Michelle, I was a victime of not following through as well but for some reason, one day I made writing handwritten notes a priority. I then did it more and more until I was writing 240 handwritten notes a week. 6 hours of work but it took me from an income of about $50,000 a year to a little over $900,000 a year. I'm glad I put it into my routine!

Susan Martin

OK, that makes it concise, but is it really effective? I suggest the following alternative:

1. Identify some professional categories that could be good referral sources for you (sell non-competing services to the same group of customers)

2. Attend networking events with the goal of meeting and speaking with several of these types of professionals (it's quality not quantity you're looking for)

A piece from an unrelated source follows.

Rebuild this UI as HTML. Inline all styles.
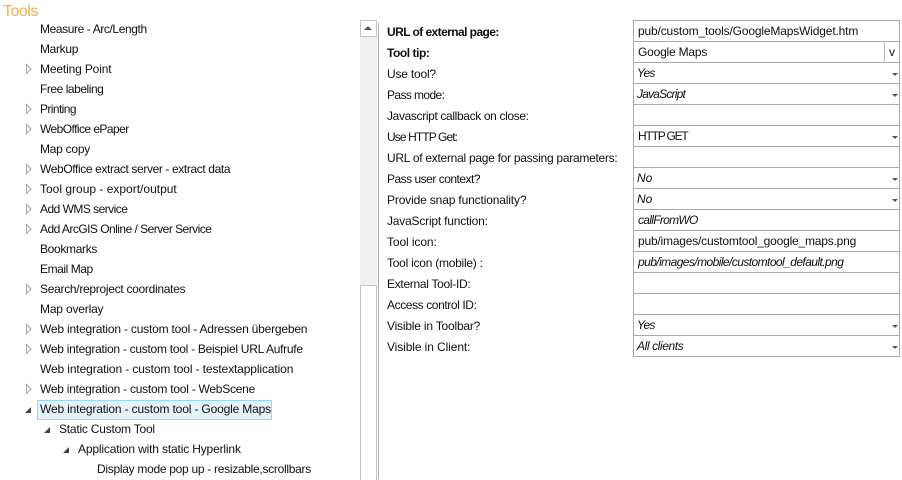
<!DOCTYPE html>
<html><head><meta charset="utf-8"><style>
html,body{margin:0;padding:0;background:#fff}
body{width:902px;height:479px;position:relative;overflow:hidden;font-family:"Liberation Sans",sans-serif;font-size:12px;color:#111}
.t,.l,.v{position:absolute;white-space:nowrap;line-height:16px}
.l b{font-weight:bold}
.r{position:absolute;left:633px;width:265px;height:20px;border:1px solid #a9a9a9}
.a{position:absolute;width:0;height:0}
.d{position:absolute;left:892px;width:0;height:0;border-left:3px solid transparent;border-right:3px solid transparent;border-top:3px solid #555}
i{font-style:italic}
</style></head><body>
<div style="position:absolute;left:3px;top:1px;font-size:16px;line-height:21px;color:#f7ab4d;letter-spacing:-.5px">Tools</div>

<div class="t" style="left:40px;top:21px;letter-spacing:-.4px">Measure - Arc/Length</div>
<div class="t" style="left:40px;top:41px;letter-spacing:-.33px">Markup</div>
<div class="t" style="left:40px;top:61px;letter-spacing:-.15px">Meeting Point</div>
<div class="t" style="left:40px;top:81px;letter-spacing:-.46px">Free labeling</div>
<div class="t" style="left:40px;top:101px;letter-spacing:-.6px">Printing</div>
<div class="t" style="left:40px;top:121px;letter-spacing:-.56px">WebOffice ePaper</div>
<div class="t" style="left:40px;top:141px;letter-spacing:-.25px">Map copy</div>
<div class="t" style="left:40px;top:161px;letter-spacing:-.38px">WebOffice extract server - extract data</div>
<div class="t" style="left:40px;top:181px">Tool group - export/output</div>
<div class="t" style="left:40px;top:201px;letter-spacing:-.53px">Add WMS service</div>
<div class="t" style="left:40px;top:221px;letter-spacing:-.53px">Add ArcGIS Online / Server Service</div>
<div class="t" style="left:40px;top:241px;letter-spacing:-.33px">Bookmarks</div>
<div class="t" style="left:40px;top:261px;letter-spacing:-.44px">Email Map</div>
<div class="t" style="left:40px;top:281px;letter-spacing:-.29px">Search/reproject coordinates</div>
<div class="t" style="left:40px;top:301px;letter-spacing:-.18px">Map overlay</div>
<div class="t" style="left:40px;top:321px;letter-spacing:-.2px">Web integration - custom tool - Adressen übergeben</div>
<div class="t" style="left:40px;top:341px;letter-spacing:-.27px">Web integration - custom tool - Beispiel URL Aufrufe</div>
<div class="t" style="left:40px;top:361px;letter-spacing:-.12px">Web integration - custom tool - testextapplication</div>
<div class="t" style="left:40px;top:381px;letter-spacing:-.25px">Web integration - custom tool - WebScene</div>
<div style="position:absolute;left:37px;top:400px;width:233px;height:18px;background:#e5f3fb;border:1px solid #99d5f7"></div>
<div class="t" style="left:40px;top:401px;letter-spacing:-.16px">Web integration - custom tool - Google Maps</div>
<div class="t" style="left:59px;top:421px;letter-spacing:-.22px">Static Custom Tool</div>
<div class="t" style="left:78px;top:441px;letter-spacing:-.16px">Application with static Hyperlink</div>
<div class="t" style="left:97px;top:461px;letter-spacing:-.29px">Display mode pop up - resizable,scrollbars</div>

<svg style="position:absolute;left:0;top:0" width="100" height="479">
<g fill="#fff" stroke="#a6a6a6" stroke-width="1">
<path d="M26.500 64.500v9l4.500-4.500z"/><path d="M26.500 104.500v9l4.500-4.500z"/><path d="M26.500 124.500v9l4.500-4.500z"/><path d="M26.500 164.500v9l4.500-4.500z"/><path d="M26.500 184.500v9l4.500-4.500z"/><path d="M26.500 204.500v9l4.500-4.500z"/><path d="M26.500 224.500v9l4.500-4.500z"/><path d="M26.500 284.500v9l4.500-4.500z"/><path d="M26.500 324.500v9l4.500-4.500z"/><path d="M26.500 344.500v9l4.500-4.500z"/><path d="M26.500 384.500v9l4.500-4.500z"/>
</g>
<g fill="#444">
<path d="M25 413h6v-6z"/><path d="M44 433h6v-6z"/><path d="M63 453h6v-6z"/>
</g>
</svg>

<div style="position:absolute;left:360px;top:20px;width:17px;height:265px;background:#f0f0f0"></div>
<div style="position:absolute;left:360px;top:20px;width:15px;height:15px;background:#fff;border:1px solid #c4c4c4"></div>
<div class="a" style="left:364px;top:26px;border-left:4px solid transparent;border-right:4px solid transparent;border-bottom:4px solid #555"></div>
<div style="position:absolute;left:360px;top:285px;width:15px;height:194px;background:#fff;border:1px solid #c4c4c4;border-bottom:0"></div>
<div style="position:absolute;left:378px;top:23px;width:1px;height:456px;background:#aaa"></div>

<div class="l" style="left:387px;top:24px;letter-spacing:-.57px"><b>URL of external page:</b></div>
<div class="l" style="left:387px;top:45px;letter-spacing:-.45px"><b>Tool tip:</b></div>
<div class="l" style="left:387px;top:66px;letter-spacing:-.2px">Use tool?</div>
<div class="l" style="left:387px;top:87px;letter-spacing:-.6px">Pass mode:</div>
<div class="l" style="left:387px;top:108px;letter-spacing:-.36px">Javascript callback on close:</div>
<div class="l" style="left:387px;top:129px;letter-spacing:-.9px">Use HTTP Get:</div>
<div class="l" style="left:387px;top:150px;letter-spacing:-.27px">URL of external page for passing parameters:</div>
<div class="l" style="left:387px;top:171px;letter-spacing:-.5px">Pass user context?</div>
<div class="l" style="left:387px;top:192px;letter-spacing:-.15px">Provide snap functionality?</div>
<div class="l" style="left:387px;top:213px;letter-spacing:-.2px">JavaScript function:</div>
<div class="l" style="left:387px;top:234px;letter-spacing:-.1px">Tool icon:</div>
<div class="l" style="left:387px;top:255px;letter-spacing:-.25px">Tool icon (mobile) :</div>
<div class="l" style="left:387px;top:276px;letter-spacing:-.3px">External Tool-ID:</div>
<div class="l" style="left:387px;top:297px;letter-spacing:-.4px">Access control ID:</div>
<div class="l" style="left:387px;top:318px;letter-spacing:-.2px">Visible in Toolbar?</div>
<div class="l" style="left:387px;top:339px;letter-spacing:-.1px">Visible in Client:</div>

<div class="r" style="top:20px"></div><div class="r" style="top:41px"></div><div class="r" style="top:62px"></div><div class="r" style="top:83px"></div><div class="r" style="top:104px"></div><div class="r" style="top:125px"></div><div class="r" style="top:146px"></div><div class="r" style="top:167px"></div><div class="r" style="top:188px"></div><div class="r" style="top:209px"></div><div class="r" style="top:230px"></div><div class="r" style="top:251px"></div><div class="r" style="top:272px"></div><div class="r" style="top:293px"></div><div class="r" style="top:314px"></div><div class="r" style="top:335px"></div>
<div style="position:absolute;left:884px;top:42px;width:1px;height:20px;background:#bbb"></div>

<div class="v" style="left:638px;top:23px;letter-spacing:-.16px">pub/custom_tools/GoogleMapsWidget.htm</div>
<div class="v" style="left:638px;top:44px;letter-spacing:-.2px">Google Maps</div>
<div class="v" style="left:889px;top:44px">v</div>
<div class="v" style="left:637px;top:65px;letter-spacing:-.8px"><i>Yes</i></div>
<div class="v" style="left:637px;top:86px;letter-spacing:-.8px"><i>JavaScript</i></div>
<div class="v" style="left:638px;top:128px;letter-spacing:-1.2px">HTTP GET</div>
<div class="v" style="left:637px;top:170px"><i>No</i></div>
<div class="v" style="left:637px;top:191px"><i>No</i></div>
<div class="v" style="left:638px;top:212px;letter-spacing:-.7px"><i>callFromWO</i></div>
<div class="v" style="left:638px;top:233px;letter-spacing:-.2px">pub/images/customtool_google_maps.png</div>
<div class="v" style="left:638px;top:254px;letter-spacing:-.57px"><i>pub/images/mobile/customtool_default.png</i></div>
<div class="v" style="left:637px;top:317px;letter-spacing:-.8px"><i>Yes</i></div>
<div class="v" style="left:637px;top:338px;letter-spacing:-.4px"><i>All clients</i></div>

<div class="d" style="top:73px"></div><div class="d" style="top:94px"></div><div class="d" style="top:136px"></div><div class="d" style="top:178px"></div><div class="d" style="top:199px"></div><div class="d" style="top:325px"></div><div class="d" style="top:346px"></div>
</body></html>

Suggest that you setup a time to meet to learn more about each others businesses.

2. Follow-up with them within a week or so of the event to setup a time meet.

3. During the meeting focus on really getting to know them, their ideal clients, the problems those clients face that their services solve, and the solutions they provide. Ask them what constitutes the best type of referral.

Then do the same for your business. Provide concise, concrete case studies or stories to make your services come to life, ask them for same.

4. Actively seek referrals for them.

5. If things click, continue the relationship on an ongoing basis. By developing the personal relationship, you'll eventually become sources of referral for each other.


Bruce is absolutely correct. Not only did I write hand written notes, but I went and got a heap of personalised postcards printed. On the front was a picture of a relaxing beach scene of the Gold Coast, Australia, where I live. On the back, my photo and contact details, with room for me to write a short note.

People not only remembered me, but they loved the postcard and kept it displayed.